The drill sergeant identifies as someone who has a high standard for themselves, someone who expects perfection and someone who really isn’t comfortable missing the mark . I’m side eyeing all of you listening right now. This is the persona a lot of us can adopt as high achieving women. I know that a part of my brain identifies as this too. It’s not a problem, but we really want to be aware of it. What fuels healthy eating actions from this persona? The drill sergeant is pressure.
It’s thoughts like I need to do this right or this should be easy or this shouldn’t be a problem for me. It’s pressure, it’s exhausting. It will burn you out. And then once we’ve depleted our emotional fuel from this pressure, this drill sergeant, we tend to go to the other end of the spectrum, which is the struggler identity. So the struggler identifies as someone who has a really hard time eating healthy.
They see themselves as someone who doesn’t have control, who can’t be trusted. It’s very disempowering. When you have failed to meet the mark from that drill sergeant persona, you’re gonna fall over to the struggler persona and it kind of feels like a lot of self-pity. This tends to fuel unhealthy eating decisions from shame, helplessness, anything disempowering. So this is when we’ll act as such and we’ll provide more evidence that we are someone who struggles so we’ll emotionally, eat, overeat, and just generally opt out of our growth completely.
Then there’s where your success will live, which is in the middle. So this is the identity of the scientist and this is someone who sees themselves as the creator of their results. They take that responsibility from not a pressured place but from an empowered place. And most importantly, they do not expect perfection. Logically, they see creating their results as an experiment that they must partake in through trial and error.

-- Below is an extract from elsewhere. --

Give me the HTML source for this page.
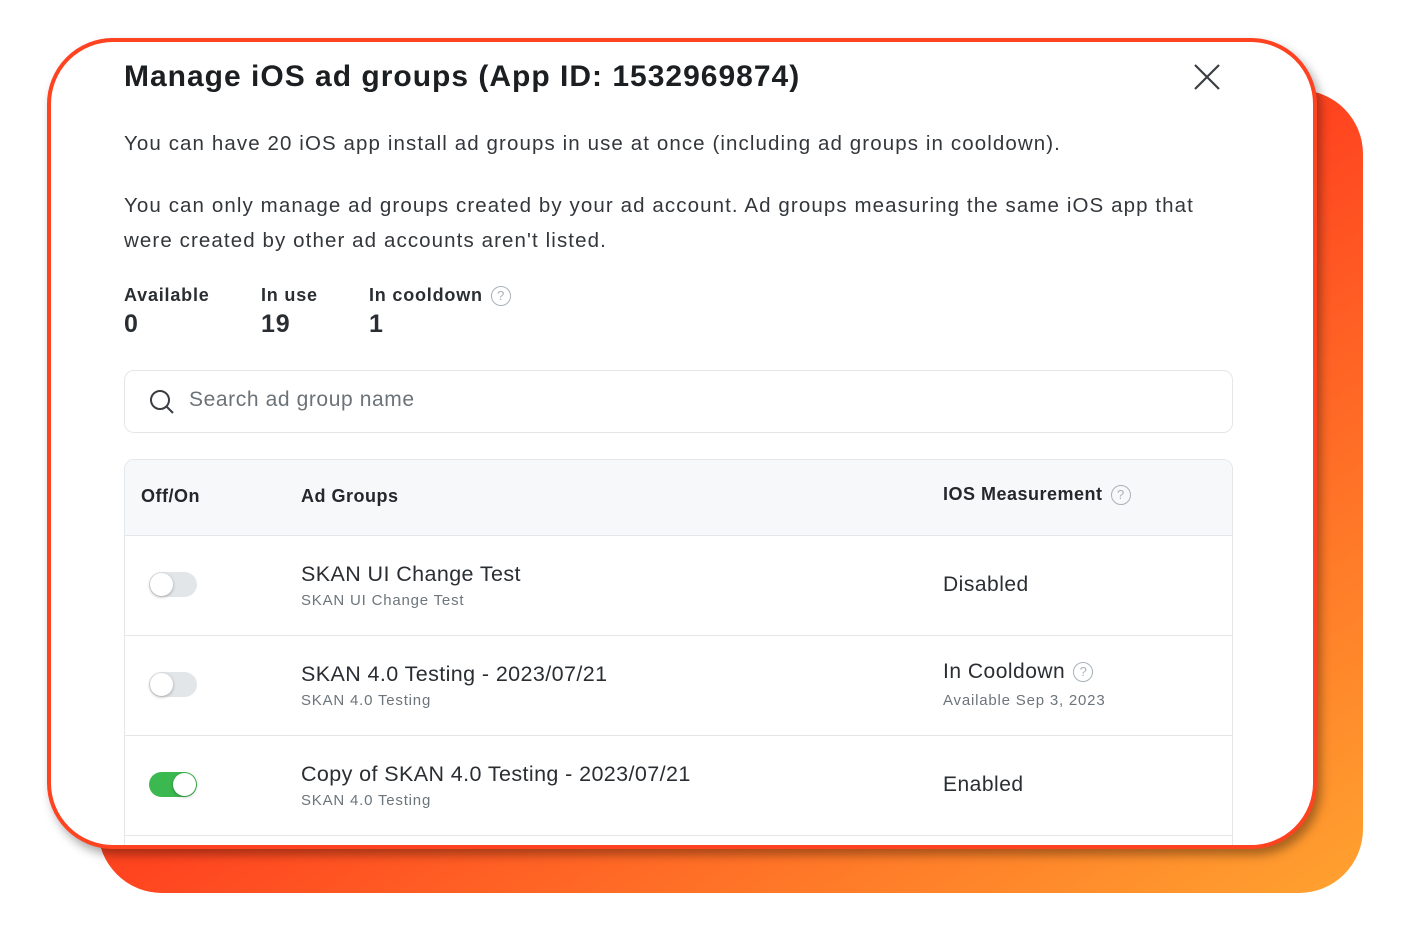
<!DOCTYPE html>
<html><head><meta charset="utf-8"><style>
*{box-sizing:border-box;margin:0;padding:0}
body{width:1407px;height:929px;background:#fff;position:relative;overflow:hidden;font-family:"Liberation Sans",sans-serif;color:#1f2328}
.bg{position:absolute;left:98px;top:90px;width:1265px;height:803px;border-radius:64px;background:linear-gradient(to bottom right,#ff4f22 0%,#ff4420 50%,#ff7a28 78%,#ffa330 100%)}
.card{position:absolute;left:47px;top:38px;width:1270px;height:811px;border:4px solid #ff4320;border-radius:66px;background:#fff;overflow:hidden;box-shadow:4px 6px 10px rgba(0,0,0,.35)}
.in{position:absolute;left:73px;top:0;right:0}
h1{position:absolute;top:18px;left:0;font-size:30px;font-weight:bold;color:#1c1f22;letter-spacing:1px;white-space:nowrap}
.x{position:absolute;left:1068px;top:20px}
p{position:absolute;left:0;font-size:20.5px;color:#33373b;line-height:35px;letter-spacing:1.1px;white-space:nowrap}
.st{position:absolute;top:243px;font-size:18px;font-weight:bold;color:#2a2e32;letter-spacing:.8px;white-space:nowrap}
.st b{display:block;font-size:25px;margin-top:4px}
.q{display:inline-block;width:20px;height:20px;border:1.5px solid #a9b2b8;border-radius:50%;color:#a9b2b8;font-size:13px;text-align:center;line-height:17px;font-weight:normal;vertical-align:middle;margin-left:8px;letter-spacing:0}
.search{position:absolute;left:0;top:328px;width:1109px;height:63px;border:1.5px solid #e3e7ea;border-radius:10px;font-size:21px;color:#6c7378;padding:17px 0 0 64px;letter-spacing:.6px}
.tbl{position:absolute;left:0;top:417px;width:1109px;height:420px;border:1.5px solid #e3e7ea;border-radius:10px;overflow:hidden}
.hd{height:76px;background:#f6f8f9;border-bottom:1.5px solid #e3e7ea;position:relative;font-size:18px;font-weight:bold;color:#24282c;letter-spacing:.5px}
.hd>span{position:absolute;top:26px;white-space:nowrap}
.row{height:100px;border-bottom:1.5px solid #e3e7ea;position:relative}
.tg{position:absolute;left:24px;top:36px;width:48px;height:25px;border-radius:13px;background:#e3e6e9}
.tg i{position:absolute;left:1px;top:1px;width:23px;height:23px;border-radius:50%;background:#fff;box-shadow:0 1px 3px rgba(0,0,0,.3)}
.tg.on{background:#3cb850}.tg.on i{left:24px}
.n{position:absolute;left:176px;top:26px;font-size:21.5px;color:#2a2e32;letter-spacing:.4px;white-space:nowrap}
.s{position:absolute;left:176px;top:56px;font-size:15px;color:#6c757b;letter-spacing:.8px;white-space:nowrap}
.m{position:absolute;left:818px;top:37px;font-size:21px;color:#2a2e32;letter-spacing:.5px;white-space:nowrap}
</style></head><body>
<div class="bg"></div>
<div class="card"><div class="in">
<h1>Manage iOS ad groups (App ID: 1532969874)</h1>
<svg class="x" width="30" height="30" viewBox="0 0 30 30"><path d="M3 3L27 27M27 3L3 27" stroke="#3a3e42" stroke-width="2.2"/></svg>
<p style="top:84px">You can have 20 iOS app install ad groups in use at once (including ad groups in cooldown).</p>
<p style="top:146px">You can only manage ad groups created by your ad account. Ad groups measuring the same iOS app that<br>were created by other ad accounts aren't listed.</p>
<div class="st" style="left:0">Available<b>0</b></div>
<div class="st" style="left:137px">In use<b>19</b></div>
<div class="st" style="left:245px">In cooldown<span class="q">?</span><b>1</b></div>
<div class="search"><svg style="position:absolute;left:23px;top:17px" width="28" height="28" viewBox="0 0 28 28"><circle cx="12" cy="12" r="9" fill="none" stroke="#3a3e42" stroke-width="2"/><path d="M18.5 18.5L25 25" stroke="#3a3e42" stroke-width="2"/></svg>Search ad group name</div>
<div class="tbl">
<div class="hd"><span style="left:16px">Off/On</span><span style="left:176px">Ad Groups</span><span style="left:818px;top:24px">IOS Measurement<span class="q">?</span></span></div>
<div class="row"><div class="tg"><i></i></div><div class="n">SKAN UI Change Test</div><div class="s">SKAN UI Change Test</div><div class="m">Disabled</div></div>
<div class="row"><div class="tg"><i></i></div><div class="n">SKAN 4.0 Testing - 2023/07/21</div><div class="s">SKAN 4.0 Testing</div><div class="m" style="top:24px">In Cooldown<span class="q">?</span></div><div class="s" style="left:818px">Available Sep 3, 2023</div></div>
<div class="row"><div class="tg on"><i></i></div><div class="n">Copy of SKAN 4.0 Testing - 2023/07/21</div><div class="s">SKAN 4.0 Testing</div><div class="m">Enabled</div></div>
</div>
</div></div>
</body></html>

And this is long-term healthy eating and weight loss. My friends, this is it. When clients join own your eating habits, they adopt this persona of being a scientist and that is the journey they go on, they gain a process, they learn how to create the result through trial and error, and then they are able to adopt this persona of being a scientist of their own eating habits. That is how they create their results. But why I’m sharing this is I want you to think about how each of these personas defines consistency.
And what’s interesting is we can picture here that the drill sergeant and the struggler define consistency as that perfection. So the drill sergeant expects perfection with healthy eating. So it pressures itself through willpower and then when that willpower runs out and they fail, the struggler just gives up. But the expectations of consistency are the same for both.
These two identities just fluctuate back and forth and are tied together. It’s really representative of a dieting cycle. The scientist on the other hand, thinks about consistency with healthy eating differently. And I want you to think about this. When you’re identifying as a scientist who creates a result through trial and error, how would you define consistency? How would you personally picture it? It would be in showing up and conducting the experiments.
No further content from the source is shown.